Australians Try to Dissuade Iceland from Whaling
Australia's former Minister for the Environment and Heritage Senator Ian Campbell has condemned Iceland's decision to pursue 'scientific' whaling saying it is nothing more than wanton slaughter.
The International Whaling Commission (IWC) has reported the Iceland Government had issued three Special Permits to take minke whales for the purpose of 'scientific' research this year.
Senator Campbell said that Iceland's intention to kill 39 whales for science was particularly disappointing given recent world opinion against this practice.
He has conveyed his concerns in very clear terms to both the Minister for Fisheries and the Minister for the Environment in Iceland and received the following response:
Source: Icelandic Ministry of Fisheries
Iceland's Response to Australia's Charges Regarding Minke Whales Wednesday August 24, 2005, 12:50 pm ET
REYKJAVIK, Iceland, Aug. 24 /PRNewswire
The following is an answer from the Icelandic Minister of Fisheries to the letter from Ian Campbell the Australian Minister of the Environment and Heritage where the Australian Government condemns the proposed killing of up to 39 minke whales in 2005 under the guise of scientific research. The text of the letter from Arni M. Mathiesen, Icelandic Minister of Fisheries, to Ian Campbell follows:
With reference to your letter of 20 July 2005 regarding Iceland's issue of Special Permits for the year 2005 I would hereby like to indicate subsequent facts.
Firstly I see it as necessary to point out that in accordance to Article VIII of the International Convention for the Regulation of Whaling any member of the IWC has the undisputed right to conduct whaling for the purposes of scientific research.
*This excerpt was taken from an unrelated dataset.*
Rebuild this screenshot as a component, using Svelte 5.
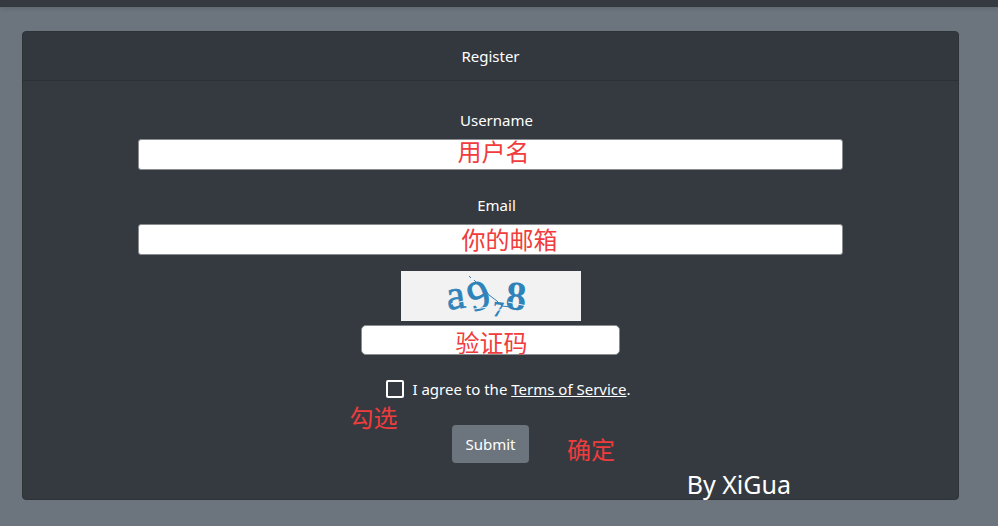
<script lang="ts">
    let username = "";
    let email = "";
    let captcha = "";
    let agreed = false;

    const onSubmit = () => {
        username = username.trim();
        email = email.trim();
        captcha = captcha.trim();
    };
</script>

<style>
    :global(body) {
        margin: 0;
        background-color: #6c757d;
    }

    .page {
        min-height: 100vh;
        color: white;
        font-family: "Noto Sans", "Noto Sans CJK SC", sans-serif;
        font-size: 15px;
        line-height: 24px;
    }

    .navbar {
        height: 7px;
        background-color: #343a40;
        box-shadow: 0 2px 4px rgba(0, 0, 0, 0.1);
    }

    main {
        padding: 24px 39px 26px 22px;
    }

    .card {
        position: relative;
        border: 1px solid #2e3338;
        border-radius: 4px;
        background-color: #353a41;
    }

    .card-header {
        padding: 12px 20px;
        border-bottom: 1px solid #2b3035;
        border-radius: 3px 3px 0 0;
        background-color: #33383f;
        text-align: center;
    }

    h1 {
        margin: 0;
        font-size: 15px;
        font-weight: 400;
    }

    form {
        display: flex;
        flex-direction: column;
        align-items: center;
        padding: 27px 115px 36px;
    }

    .field {
        position: relative;
        display: flex;
        flex-direction: column;
        gap: 7px;
        width: 100%;
        margin-bottom: 23px;
    }

    .field label {
        padding-left: 12px;
        text-align: center;
    }

    .text-input {
        box-sizing: border-box;
        width: 100%;
        height: 31px;
        padding: 4px 8px;
        border: 1px solid #8a8d90;
        border-radius: 3px;
        background-color: white;
        color: #495057;
        font: inherit;
    }

    .captcha {
        position: relative;
        display: flex;
        flex-direction: column;
        align-items: center;
        gap: 4px;
        width: 259px;
        max-width: 100%;
        margin-top: -7px;
        margin-bottom: 22px;
    }

    .captcha .text-input {
        height: 30px;
        border-radius: 5px;
    }

    .captcha svg {
        display: block;
        overflow: visible;
        background-color: #f2f2f2;
        font-family: "Liberation Serif", serif;
    }

    .terms {
        position: relative;
        display: flex;
        align-items: center;
        gap: 8px;
        margin-bottom: 24px;
        padding-left: 36px;
    }

    .terms input {
        appearance: none;
        width: 18px;
        height: 18px;
        margin: 0;
        border: 2px solid white;
        border-radius: 2px;
    }

    .terms input:checked {
        background-color: white;
        box-shadow: inset 0 0 0 2px #343a40;
    }

    a {
        color: white;
    }

    .actions {
        position: relative;
    }

    button {
        width: 77px;
        height: 38px;
        padding: 0;
        border: none;
        border-radius: 4px;
        background-color: #6c757d;
        color: white;
        font: inherit;
        cursor: pointer;
    }

    /* Hints laid over the form */
    .note {
        position: absolute;
        color: #f03c3c;
        font-size: 24px;
        line-height: 30px;
        white-space: nowrap;
        pointer-events: none;
    }

    .note.username {
        left: calc(50% - 33px);
        bottom: 3px;
    }

    .note.email {
        left: calc(50% - 29px);
        bottom: 0;
    }

    .note.code {
        left: calc(50% - 35px);
        bottom: -3px;
    }

    .note.tick {
        left: -1px;
        top: 26px;
    }

    .note.confirm {
        left: calc(100% + 38px);
        top: 10px;
    }

    .note.author {
        right: 167px;
        bottom: 0;
        color: white;
        font-size: 25px;
    }
</style>

<div class="page">
    <div class="navbar"></div>
    <main>
        <div class="card">
            <div class="card-header">
                <h1>Register</h1>
            </div>
            <form on:submit|preventDefault={onSubmit}>
                <div class="field">
                    <label for="username">Username</label>
                    <input id="username" class="text-input" type="text" bind:value={username} />
                    <span class="note username">用户名</span>
                </div>
                <div class="field">
                    <label for="email">Email</label>
                    <input id="email" class="text-input" type="email" bind:value={email} />
                    <span class="note email">你的邮箱</span>
                </div>
                <div class="captcha">
                    <svg width="180" height="50" viewBox="0 0 180 50" fill="#2f83b9">
                        <text transform="translate(47 39) rotate(-8)" font-size="42" stroke="#2f83b9" stroke-width="0.7">a</text>
                        <text transform="translate(72 41) rotate(-18)" font-size="42" stroke="#2f83b9" stroke-width="1">9</text>
                        <text transform="translate(91 45) rotate(6)" font-size="22" font-weight="700">7</text>
                        <text transform="translate(104 38) rotate(4)" font-size="41" font-weight="700">8</text>
                        <path d="M68 5l2 2M73 9l5 5 4 2 6 8 8 6 5 5 9 1" fill="none" stroke="#2f83b9" />
                        <path d="M50 33l17-4M73 38l14-2M92 40l12-2M107 31l19 4" fill="none" stroke="#f2f2f2" />
                    </svg>
                    <input class="text-input" type="text" aria-label="Captcha" bind:value={captcha} />
                    <span class="note code">验证码</span>
                </div>
                <div class="terms">
                    <input id="terms" type="checkbox" bind:checked={agreed} />
                    <label for="terms">I agree to the <a href="#terms">Terms of Service</a>.</label>
                    <span class="note tick">勾选</span>
                </div>
                <div class="actions">
                    <button type="submit">Submit</button>
                    <span class="note confirm">确定</span>
                </div>
            </form>
            <span class="note author">By XiGua</span>
        </div>
    </main>
</div>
Iceland's whaling is therefore undisputedly legal.
According to the most recent estimate, agreed by the Scientific Committee of the IWC, around 44 thousand minke whales reside in Icelandic waters during the summer. When discussing the Icelandic research proposal, the Scientific Committee unanimously agreed that the proposed catches were highly unlikely to have any negative effect on the population.
Scientific research of whales is of great importance for Iceland where it constitutes essential part of our ecological approach to the conservation and management of living marine resources. As you may know whales constitute a large component of the marine ecosystem in Icelandic waters and from a scientific point of view it is highly undesirable to leave them out of research programs on ecological interaction in the marine environment. In the long term, research on whales is necessary to ensure sustainable fisheries and sustainable use of living marine resources in general. Leaving whales out of the picture may simply lead to false conclusions and poor management.
Most of the questions posed by the Icelandic research programme can not be sufficiently addressed without taking whales. These are for example detailed information on diet composition and analysis of biological parameters (age, reproduction etc.) and monitoring of health condition (pollutant levels, energetic condition and veterinary dissection). Where as most of the proposed non-lethal methods have not been scientifically validated then such validation is among the research plan's objectives. Thus the Icelandic research programme may contribute significantly to the development of non-lethal methods.
The methods used for hunting the minke whales are the best available from a humane perspective. No high-speed chases are involved and the animals do not realise that they are being hunted. Statistics from Norway, where the same methods are used, show that around 80% of the animals die instantaneously upon being hit. An overwhelming majority of the remaining 20% become immediately unconscious and die within minutes. The methods used ensure that the catches are done in the quickest and most humane way possible and that suffering is minimised.
In this context I would like to remind you that Resolution (2001-2) on Whale Killing Methods not only encourages governments to submit information regarding whaling but also comparative data from the killing of other large mammals. In relation to this the helicopter shootings of thousands of Australian Feral Camels and the killing of millions of Australian kangaroos annually are of special interest. In light of your interest in the issue of killing methods I assume that Australia will submit relevant data on these activities to the forthcoming workshop on whale killing methods and associated welfare issues at IWC58.